— THE REQUEST —
Copy the listing verbatim, excluding any images found in it.

# start of DATA IN THIS EXERCISE

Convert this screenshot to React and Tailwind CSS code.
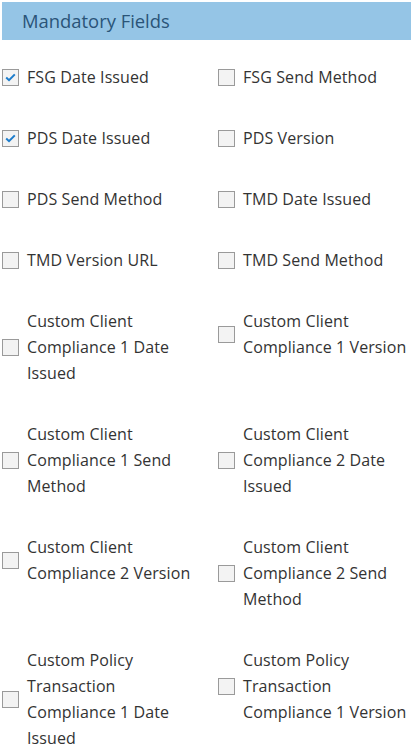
import React from "react";

const rows = [
  [["FSG Date Issued", true], ["FSG Send Method", false]],
  [["PDS Date Issued", true], ["PDS Version", false]],
  [["PDS Send Method", false], ["TMD Date Issued", false]],
  [["TMD Version URL", false], ["TMD Send Method", false]],
  [["Custom Client Compliance 1 Date Issued", false], ["Custom Client Compliance 1 Version", false]],
  [["Custom Client Compliance 1 Send Method", false], ["Custom Client Compliance 2 Date Issued", false]],
  [["Custom Client Compliance 2 Version", false], ["Custom Client Compliance 2 Send Method", false]],
  [["Custom Policy Transaction Compliance 1 Date Issued", false], ["Custom Policy Transaction Compliance 1 Version", false]],
];

function Box({ checked }) {
  return (
    <span className="flex-none w-[17px] h-[17px] border border-[#9a9a9a] bg-[#f3f3f3] flex items-center justify-center">
      {checked && (
        <svg width="11" height="9" viewBox="0 0 11 9">
          <path d="M1.2 4.6 L4 7.2 L9.8 1.4" fill="none" stroke="#1b7ccc" strokeWidth="2" />
        </svg>
      )}
    </span>
  );
}

function Item({ label, checked }) {
  return (
    <label className="flex items-center gap-[8px]">
      <Box checked={checked} />
      <span className="text-[16px] leading-[26px] tracking-[0.1px] text-[#333333]">{label}</span>
    </label>
  );
}

export default function App() {
  return (
    <div className="w-[411px] h-[746px] overflow-hidden bg-white" style={{ fontFamily: '"Open Sans", sans-serif' }}>
      <div className="ml-[2px] mt-[2px] h-[38px] bg-[#95c5e6] flex items-center pl-[20px]">
        <span className="text-[18.4px] text-[#2a5478]">Mandatory Fields</span>
      </div>
      <div className="mt-[24px] pl-[2px] grid grid-cols-[216px_1fr] gap-y-[35px]">
        {rows.map((r, i) => (
          <React.Fragment key={i}>
            <div className="pr-[24px]"><Item label={r[0][0]} checked={r[0][1]} /></div>
            <div className="pr-[2px]"><Item label={r[1][0]} checked={r[1][1]} /></div>
          </React.Fragment>
        ))}
      </div>
    </div>
  );
}
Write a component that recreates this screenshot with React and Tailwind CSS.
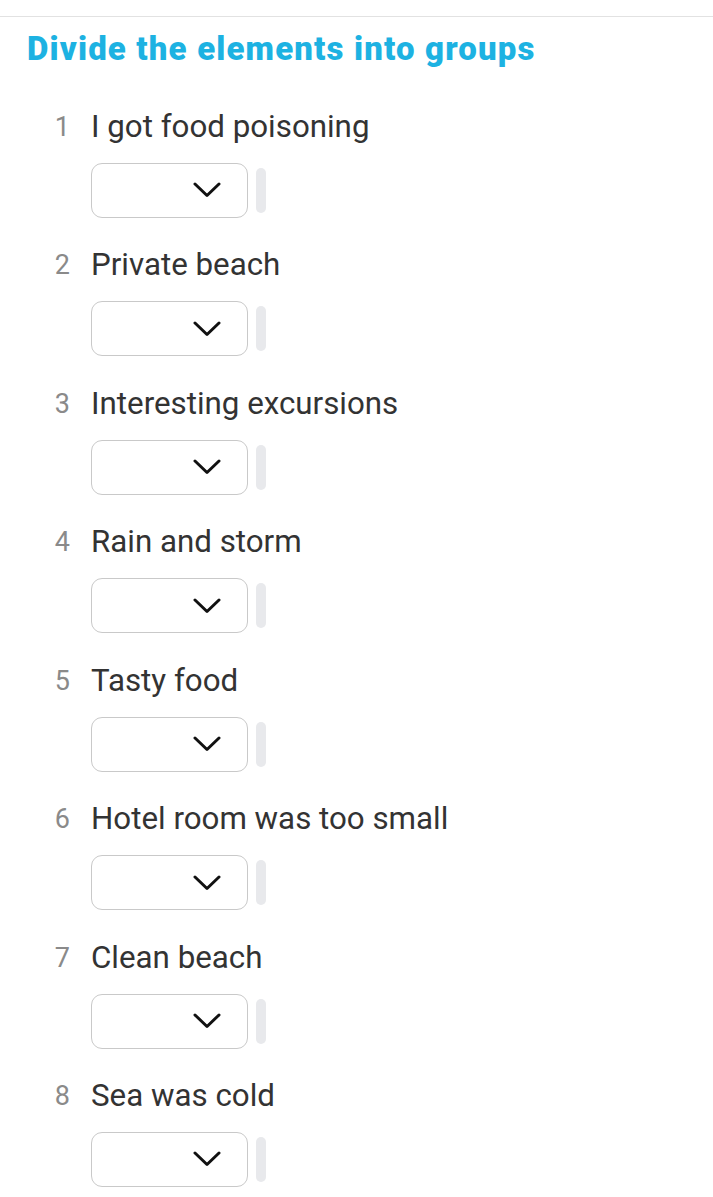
import React from "react";

const items = [
  "I got food poisoning",
  "Private beach",
  "Interesting excursions",
  "Rain and storm",
  "Tasty food",
  "Hotel room was too small",
  "Clean beach",
  "Sea was cold",
];

const Chevron = () => (
  <svg width="28" height="16" viewBox="0 0 28 16" fill="none">
    <path d="M2 2 L14 13.5 L26 2" stroke="#111" strokeWidth="3" strokeLinecap="round" strokeLinejoin="round" />
  </svg>
);

const GroupSelect = () => (
  <div className="flex items-center gap-[8px]">
    <div className="w-[157px] h-[55px] rounded-[11px] border border-[#c9c9c9] bg-white flex items-center justify-end pr-[26px]">
      <Chevron />
    </div>
    <div className="w-[10px] h-[45px] rounded-full bg-[#e8e9ec]" />
  </div>
);

export default function App() {
  return (
    <div className="min-h-screen bg-white pt-[16px]" style={{ fontFamily: "Roboto, 'Liberation Sans', sans-serif" }}>
      <div className="border-t border-[#e2e2e2] pt-[12px] pl-[27px]">
        <h1 className="text-[33px] leading-[40px] font-black text-[#1db2e2] tracking-[1.15px]">
          Divide the elements into groups
        </h1>
        <ol className="mt-[38px]">
          {items.map((label, i) => (
            <li key={label} className="flex mb-[27.9px]">
              <span className="w-[43px] text-right text-[27px] leading-[40px] text-[#8a8a8a]">{i + 1}</span>
              <div className="ml-[21px] flex flex-col">
                <span className="text-[31.3px] leading-[40px] text-[#333333]">{label}</span>
                <div className="mt-[15.6px]">
                  <GroupSelect />
                </div>
              </div>
            </li>
          ))}
        </ol>
      </div>
    </div>
  );
}
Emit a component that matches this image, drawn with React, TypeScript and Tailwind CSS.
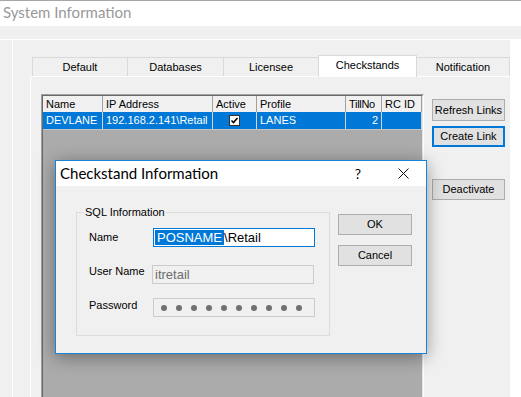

# end of DATA IN THIS EXERCISE

— WRITTEN RESPONSE —
Convert this screenshot to React and Tailwind CSS code.
import React from "react";

const rows = [
  [["FSG Date Issued", true], ["FSG Send Method", false]],
  [["PDS Date Issued", true], ["PDS Version", false]],
  [["PDS Send Method", false], ["TMD Date Issued", false]],
  [["TMD Version URL", false], ["TMD Send Method", false]],
  [["Custom Client Compliance 1 Date Issued", false], ["Custom Client Compliance 1 Version", false]],
  [["Custom Client Compliance 1 Send Method", false], ["Custom Client Compliance 2 Date Issued", false]],
  [["Custom Client Compliance 2 Version", false], ["Custom Client Compliance 2 Send Method", false]],
  [["Custom Policy Transaction Compliance 1 Date Issued", false], ["Custom Policy Transaction Compliance 1 Version", false]],
];

function Box({ checked }) {
  return (
    <span className="flex-none w-[17px] h-[17px] border border-[#9a9a9a] bg-[#f3f3f3] flex items-center justify-center">
      {checked && (
        <svg width="11" height="9" viewBox="0 0 11 9">
          <path d="M1.2 4.6 L4 7.2 L9.8 1.4" fill="none" stroke="#1b7ccc" strokeWidth="2" />
        </svg>
      )}
    </span>
  );
}

function Item({ label, checked }) {
  return (
    <label className="flex items-center gap-[8px]">
      <Box checked={checked} />
      <span className="text-[16px] leading-[26px] tracking-[0.1px] text-[#333333]">{label}</span>
    </label>
  );
}

export default function App() {
  return (
    <div className="w-[411px] h-[746px] overflow-hidden bg-white" style={{ fontFamily: '"Open Sans", sans-serif' }}>
      <div className="ml-[2px] mt-[2px] h-[38px] bg-[#95c5e6] flex items-center pl-[20px]">
        <span className="text-[18.4px] text-[#2a5478]">Mandatory Fields</span>
      </div>
      <div className="mt-[24px] pl-[2px] grid grid-cols-[216px_1fr] gap-y-[35px]">
        {rows.map((r, i) => (
          <React.Fragment key={i}>
            <div className="pr-[24px]"><Item label={r[0][0]} checked={r[0][1]} /></div>
            <div className="pr-[2px]"><Item label={r[1][0]} checked={r[1][1]} /></div>
          </React.Fragment>
        ))}
      </div>
    </div>
  );
}
Write a component that recreates this screenshot with React and Tailwind CSS.
import React from "react";

const items = [
  "I got food poisoning",
  "Private beach",
  "Interesting excursions",
  "Rain and storm",
  "Tasty food",
  "Hotel room was too small",
  "Clean beach",
  "Sea was cold",
];

const Chevron = () => (
  <svg width="28" height="16" viewBox="0 0 28 16" fill="none">
    <path d="M2 2 L14 13.5 L26 2" stroke="#111" strokeWidth="3" strokeLinecap="round" strokeLinejoin="round" />
  </svg>
);

const GroupSelect = () => (
  <div className="flex items-center gap-[8px]">
    <div className="w-[157px] h-[55px] rounded-[11px] border border-[#c9c9c9] bg-white flex items-center justify-end pr-[26px]">
      <Chevron />
    </div>
    <div className="w-[10px] h-[45px] rounded-full bg-[#e8e9ec]" />
  </div>
);

export default function App() {
  return (
    <div className="min-h-screen bg-white pt-[16px]" style={{ fontFamily: "Roboto, 'Liberation Sans', sans-serif" }}>
      <div className="border-t border-[#e2e2e2] pt-[12px] pl-[27px]">
        <h1 className="text-[33px] leading-[40px] font-black text-[#1db2e2] tracking-[1.15px]">
          Divide the elements into groups
        </h1>
        <ol className="mt-[38px]">
          {items.map((label, i) => (
            <li key={label} className="flex mb-[27.9px]">
              <span className="w-[43px] text-right text-[27px] leading-[40px] text-[#8a8a8a]">{i + 1}</span>
              <div className="ml-[21px] flex flex-col">
                <span className="text-[31.3px] leading-[40px] text-[#333333]">{label}</span>
                <div className="mt-[15.6px]">
                  <GroupSelect />
                </div>
              </div>
            </li>
          ))}
        </ol>
      </div>
    </div>
  );
}
Emit a component that matches this image, drawn with React, TypeScript and Tailwind CSS.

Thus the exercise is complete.